TELUS will share insights from strongly de-identified and aggregated network mobility data with our governments, health authorities and academic researchers where such insights can assist in initiatives to flatten the curve of COVID-19, stem its spread, lessen its health and economic impacts, coordinate health care, or contribute to studies that could prevent or mitigate future phases of COVID-19 or other pandemics. TELUS will provide these insights free of charge.
Example: TELUS would share with the government that its data shows that 30% fewer people are using a particular highway or going to grocery stores. It might also share that groupings of greater than 20 have reduced by 80%, without revealing any personally identifiable data.
TELUS will provide supervised and guided access on our platform to sets of strongly de-identified network mobility data to researchers and data scientists working for or on behalf of our governments, health authorities or academic institutions where such access and data can assist in initiatives to flatten the curve of COVID-19, stem its spread, lessen its health and economic impacts, coordinate health care, or contribute to studies that could prevent or mitigate future phases of COVID-19 or other pandemics.
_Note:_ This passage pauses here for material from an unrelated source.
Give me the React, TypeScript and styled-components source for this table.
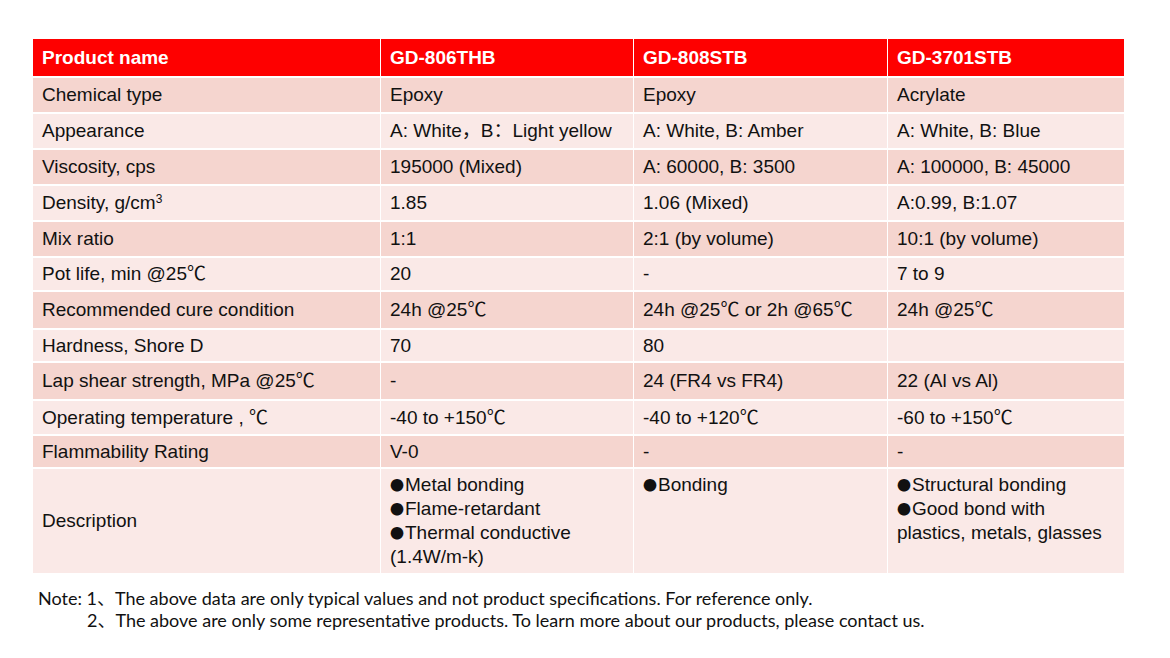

This access will be subject to resource availability at TELUS and to tight contractual restrictions on use, sharing, scope of purpose and length of retention. There will also be specific and legally binding restrictions to prevent attempts to re-identify the data. TELUS will provide this access free of charge.
Example: TELUS has a platform where they could allow data scientists to access strongly de-identified TELUS network mobility data so that it can be analyzed in conjunction with other data, such as the number of positive diagnoses in that region in order to find correlations in the data that could help our governments and health authorities develop public policy and determine where to allocate much needed resources.
TELUS may provide insights from or access to strongly de-identified and aggregated network mobility data to third parties (commercial entities, innovators or others) who are developing solutions, products or services designed to flatten the curve of COVID-19, stem its spread, lessen its health and economic impacts, coordinate health care, or contribute to studies that could prevent or mitigate future phases of COVID-19 or other pandemics. TELUS will carefully select such third parties to ensure that their work is tightly aligned with the stated public purposes. Access will be subject to resource availability at TELUS and to tight contractual restrictions on use, sharing, scope of purpose and length of retention. There will also be specific and legally binding restrictions to prevent attempts to re-identify the data. As always, we will require strict adherence to the contractual restrictions in order for data sharing to continue. TELUS will determine whether to charge for such data sharing on a case-by-case basis depending on a number of factors, including whether the third party is commercial in nature and how broadly Canadians may benefit from the initiative.
Example: We may share data indicating the aggregate numbers of people in different types of businesses to allow think tanks or banks to better predict the economic impact of COVID-19.
TELUS will not share real-time insights from strongly de-identified and aggregated network mobility data where it is reasonably possible that such insights could be used to identify the underlying individuals without being legally compelled to do so by a valid order.
Example: While we may share an insight that certain locations showed congregations of individuals during the previous week or even yesterday, we would not do so in real-time or near real-time as such individuals could then become identifiable to law enforcement. We recognize that in these cases, context matters deeply. With a valid legal order, however, we would provide such information.